Charles Rosenblatt’s quest to understand more fully the properties and possibilities of soft condensed materials such as liquid crystals has taken him from the labs on the campus of Case Western Reserve University to France and Israel and connected him with an array of collaborators from other disciplines.

It’s also drawn remarkable and virtually continuous support from the National Science Foundation (NSF) for more than a third of a century.

Rosenblatt, professor of Physics and Macromolecular Science and holder of the Ohio Eminent Scholar endowed chair at Case Western Reserve, was recently awarded a three-year, $497,000 NSF grant for a project titled “Liquid Crystals as a Paradigm for Chirality and Topological Defects.”

The award will allow him to dig even more deeply into a research area for which his current series of NSF grants began in 1986, just before coming to Case Western Reserve.

And when completed in 2022, the research also will have extended by another three years a virtually uninterrupted, more than 35-year series of single-investigator NSF research grants for his hallmark work on liquid crystals. (Even during a brief six-week gap that began in late 1999, as one grant expired and the renewal grant had not yet commenced, Rosenblatt was still using carryover funding to keep his lab’s research going.)

Ubiquitous liquid crystals

News_liquidcrystal
Credit: Photo by Ji-Hoon Lee
Polarized microphotograph of unaligned nematic liquid crystal.

Liquid crystals today are seen in a wide range of applications, from LCD televisions and computer monitors to outdoor signage. The now ubiquitous technology that replaced much bulkier cathode ray tube displays sprang from decades of research into the properties of these types of fluids.

Rosenblatt’s Case Liquid Crystal and Complex Fluids Group at Case Western Reserve “investigates fundamental liquid crystal properties, as well as mixtures of surfactant molecules in aqueous solutions,” but also “develops liquid crystal devices, including displays, electrically-controlled optical gratings, and laser beam steering devices,”  according to its web page.

The range of research also extends to the nano-control of soft condensed materials, magnetic levitation of liquids to simulate microgravity conditions, and the structure of self-assembling biological systems, among other areas.

The work has been funded by the NSF, NASA, the U.S. Department of Energy, industry and various state, federal and international sources, including the French Foreign Ministry and the U.S.-Israel Binational Science Foundation.

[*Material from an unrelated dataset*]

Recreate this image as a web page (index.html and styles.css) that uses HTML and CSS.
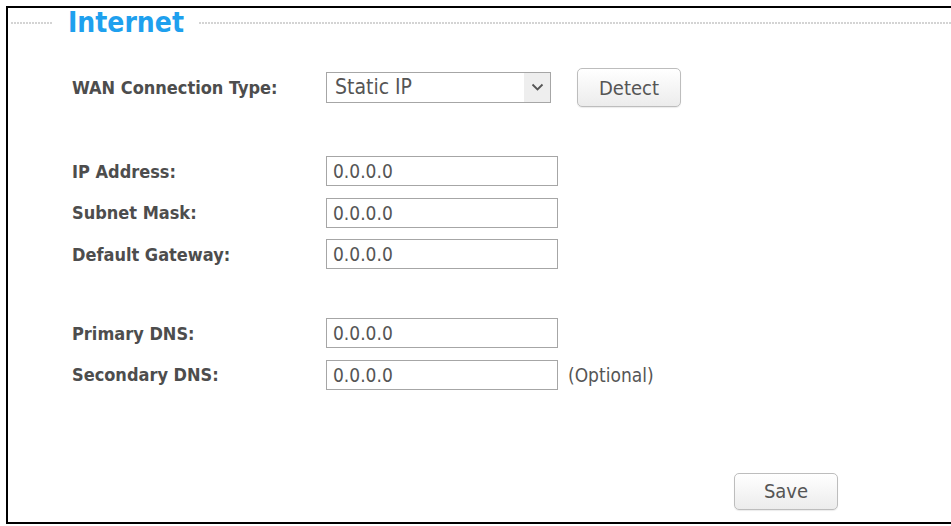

Rosenblatt also received a Fulbright scholarship to France in 2010 and a Lady Davis Trust fellowship to Israel in 2018, as well as CWRU’s inaugural Distinguished Faculty Research Award in 2013.

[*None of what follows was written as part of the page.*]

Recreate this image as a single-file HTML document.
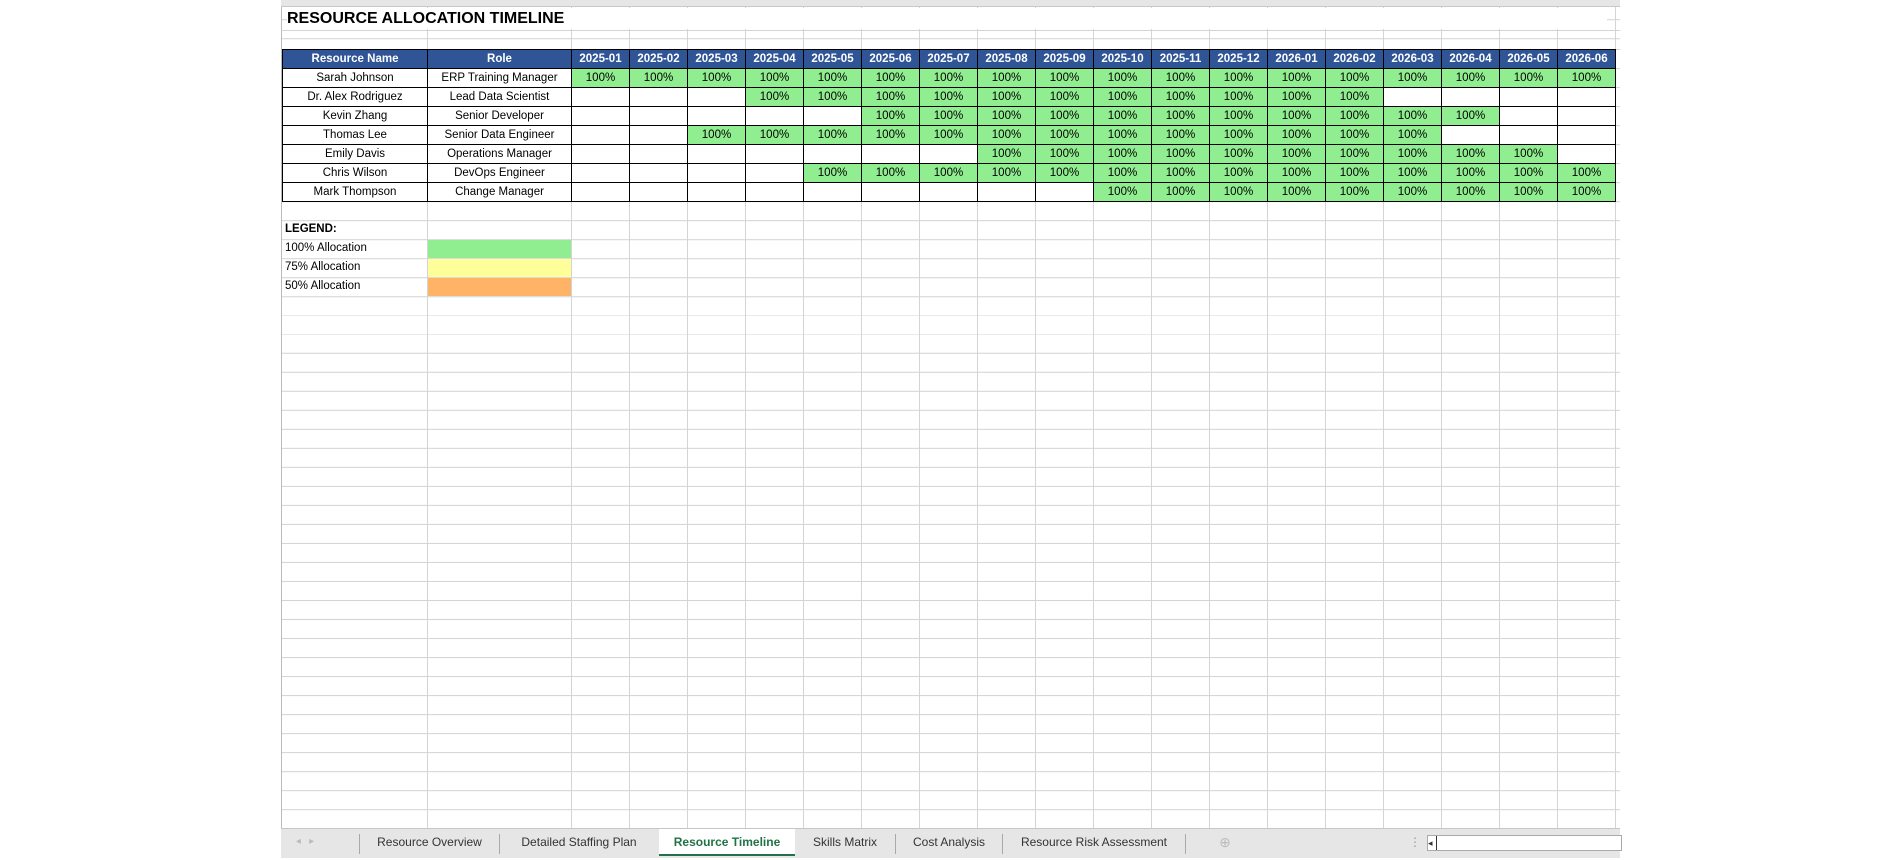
<!DOCTYPE html>
<html><head><meta charset="utf-8"><style>
body{margin:0;width:1900px;height:860px;background:#fff;position:relative;overflow:hidden;font-family:"Liberation Sans",Arial,sans-serif;}
.sheet{position:absolute;left:281px;top:0;width:1339px;height:828px;background:#fff;
background-image:repeating-linear-gradient(to bottom,#d4d4d4 0,#d4d4d4 1px,transparent 1px,transparent 19px);
background-position:0 49px;background-repeat:repeat-y;}
.months{position:absolute;left:571px;top:0;width:1049px;height:828px;
background-image:repeating-linear-gradient(to right,#d4d4d4 0,#d4d4d4 1px,transparent 1px,transparent 58px);}
.top{position:absolute;left:281px;top:0;width:1339px;height:6px;background:#e6e6e6;border-bottom:1px solid #c8c8c8}
.vl{position:absolute;top:0;height:828px;width:1px;background:#d4d4d4}
.hl{position:absolute;left:281px;width:1339px;height:1px;background:#d4d4d4}
.title{position:absolute;left:287px;top:8px;font-weight:bold;font-size:16px;color:#000;background:#fff;width:1320px;height:21px;line-height:21px}
table{position:absolute;left:282px;top:49px;border-collapse:collapse;table-layout:fixed;font-size:11.5px}
td,th{border:1px solid #000;height:18px;padding:0;text-align:center;white-space:nowrap;overflow:hidden;line-height:17px;background:#fff}
th{background:#2F5597;color:#fff;font-weight:bold;font-size:11.5px}
td.g{background:#90EE90}
.leg{position:absolute;left:285px;font-size:11.5px;line-height:19px}
.sw{position:absolute;left:428px;width:143px;height:18px}
.tabs{position:absolute;left:281px;top:828px;width:1339px;height:29px;background:#e6e6e6;border-top:1px solid #c6c6c6;font-size:12px;color:#333}
.tab{position:absolute;top:0;height:26px;line-height:26px;text-align:center}
.sep{position:absolute;top:5px;width:1px;height:20px;background:#aaa}
</style></head><body>
<div class="sheet"></div>
<div class="months"></div>
<div class="vl" style="left:281px;background:#bbb"></div>
<div class="vl" style="left:427px"></div>
<div class="hl" style="top:30px"></div>
<div class="top"></div>
<div class="title">RESOURCE ALLOCATION TIMELINE</div>
<table>
<colgroup><col style="width:145px"><col style="width:144px"><col span="18" style="width:58px"></colgroup>
<tr><th>Resource Name</th><th>Role</th><th>2025-01</th><th>2025-02</th><th>2025-03</th><th>2025-04</th><th>2025-05</th><th>2025-06</th><th>2025-07</th><th>2025-08</th><th>2025-09</th><th>2025-10</th><th>2025-11</th><th>2025-12</th><th>2026-01</th><th>2026-02</th><th>2026-03</th><th>2026-04</th><th>2026-05</th><th>2026-06</th></tr>
<tr><td>Sarah Johnson</td><td>ERP Training Manager</td><td class="g">100%</td><td class="g">100%</td><td class="g">100%</td><td class="g">100%</td><td class="g">100%</td><td class="g">100%</td><td class="g">100%</td><td class="g">100%</td><td class="g">100%</td><td class="g">100%</td><td class="g">100%</td><td class="g">100%</td><td class="g">100%</td><td class="g">100%</td><td class="g">100%</td><td class="g">100%</td><td class="g">100%</td><td class="g">100%</td></tr>
<tr><td>Dr. Alex Rodriguez</td><td>Lead Data Scientist</td><td></td><td></td><td></td><td class="g">100%</td><td class="g">100%</td><td class="g">100%</td><td class="g">100%</td><td class="g">100%</td><td class="g">100%</td><td class="g">100%</td><td class="g">100%</td><td class="g">100%</td><td class="g">100%</td><td class="g">100%</td><td></td><td></td><td></td><td></td></tr>
<tr><td>Kevin Zhang</td><td>Senior Developer</td><td></td><td></td><td></td><td></td><td></td><td class="g">100%</td><td class="g">100%</td><td class="g">100%</td><td class="g">100%</td><td class="g">100%</td><td class="g">100%</td><td class="g">100%</td><td class="g">100%</td><td class="g">100%</td><td class="g">100%</td><td class="g">100%</td><td></td><td></td></tr>
<tr><td>Thomas Lee</td><td>Senior Data Engineer</td><td></td><td></td><td class="g">100%</td><td class="g">100%</td><td class="g">100%</td><td class="g">100%</td><td class="g">100%</td><td class="g">100%</td><td class="g">100%</td><td class="g">100%</td><td class="g">100%</td><td class="g">100%</td><td class="g">100%</td><td class="g">100%</td><td class="g">100%</td><td></td><td></td><td></td></tr>
<tr><td>Emily Davis</td><td>Operations Manager</td><td></td><td></td><td></td><td></td><td></td><td></td><td></td><td class="g">100%</td><td class="g">100%</td><td class="g">100%</td><td class="g">100%</td><td class="g">100%</td><td class="g">100%</td><td class="g">100%</td><td class="g">100%</td><td class="g">100%</td><td class="g">100%</td><td></td></tr>
<tr><td>Chris Wilson</td><td>DevOps Engineer</td><td></td><td></td><td></td><td></td><td class="g">100%</td><td class="g">100%</td><td class="g">100%</td><td class="g">100%</td><td class="g">100%</td><td class="g">100%</td><td class="g">100%</td><td class="g">100%</td><td class="g">100%</td><td class="g">100%</td><td class="g">100%</td><td class="g">100%</td><td class="g">100%</td><td class="g">100%</td></tr>
<tr><td>Mark Thompson</td><td>Change Manager</td><td></td><td></td><td></td><td></td><td></td><td></td><td></td><td></td><td></td><td class="g">100%</td><td class="g">100%</td><td class="g">100%</td><td class="g">100%</td><td class="g">100%</td><td class="g">100%</td><td class="g">100%</td><td class="g">100%</td><td class="g">100%</td></tr>
</table>
<div class="leg" style="top:220px;font-weight:bold">LEGEND:</div>
<div class="leg" style="top:239px">100% Allocation</div>
<div class="leg" style="top:258px">75% Allocation</div>
<div class="leg" style="top:277px">50% Allocation</div>
<div class="sw" style="top:240px;background:#90EE90"></div>
<div class="sw" style="top:259px;background:#FFFF99"></div>
<div class="sw" style="top:278px;background:#FFB366"></div>
<div class="tabs">
<div class="tab" style="left:4px;width:40px;color:#bbb;font-size:10px">◂ &nbsp; ▸</div>
<div class="sep" style="left:78px"></div>
<div class="tab" style="left:79px;width:139px">Resource Overview</div>
<div class="sep" style="left:218px"></div>
<div class="tab" style="left:219px;width:158px">Detailed Staffing Plan</div>
<div class="tab" style="left:378px;width:136px;background:#fff;color:#217346;font-weight:bold;border-bottom:2px solid #217346;height:25px">Resource Timeline</div>
<div class="tab" style="left:514px;width:100px">Skills Matrix</div>
<div class="sep" style="left:614px"></div>
<div class="tab" style="left:615px;width:106px">Cost Analysis</div>
<div class="sep" style="left:721px"></div>
<div class="tab" style="left:722px;width:182px">Resource Risk Assessment</div>
<div class="sep" style="left:904px"></div>
<div class="tab" style="left:934px;width:20px;color:#bbb;font-size:14px">⊕</div>
<div class="tab" style="left:1128px;width:8px;color:#999">⋮</div>
<div style="position:absolute;left:1146px;top:6px;width:193px;height:14px;background:#fff;border:1px solid #aaa"><div style="width:8px;height:14px;border-right:1px solid #333;font-size:9px;line-height:14px">◂</div></div>
</div>
</body></html>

‘Chirality’ and liquid crystals

This newest NSF-funded work is in collaboration with, a group at the Hebrew University of Jerusalem, Israel, including chemistry professors David Avnir, Raed Abu-Reziq and Ruthy Sfez. It focuses on chirality in liquid crystals—that is, the absence of mirror symmetry.

This chirality results in a twist of the molecules, such as in sugars and DNA.  To imagine that, “think here about Alice Through the Looking Glass,” Rosenblatt said.

“One of the things we’re trying to do is to create what amounts to a chiral dipole,” he said. “That is, a dipole that is not electric nor magnetic, but rather the result of that lack of mirror symmetry. We’re building a nanoscopic structure that has not been built before. We haven’t yet succeeded, but we’re getting closer.”

Rosenblatt’s group also is investigating how liquid crystals might allow for a display screen to hold its image indefinitely—even without a power source. This approach is based on the creation of “topological defects,” naturally occurring objects that are found throughout nature where the properties of the system become undefined at a point or along a line.

“The field of soft matter has been a font for new ideas and new technologies for a long time,” Rosenblatt said. “It’s always a thrill seeing something that no one has seen before. One never knows where this could lead.”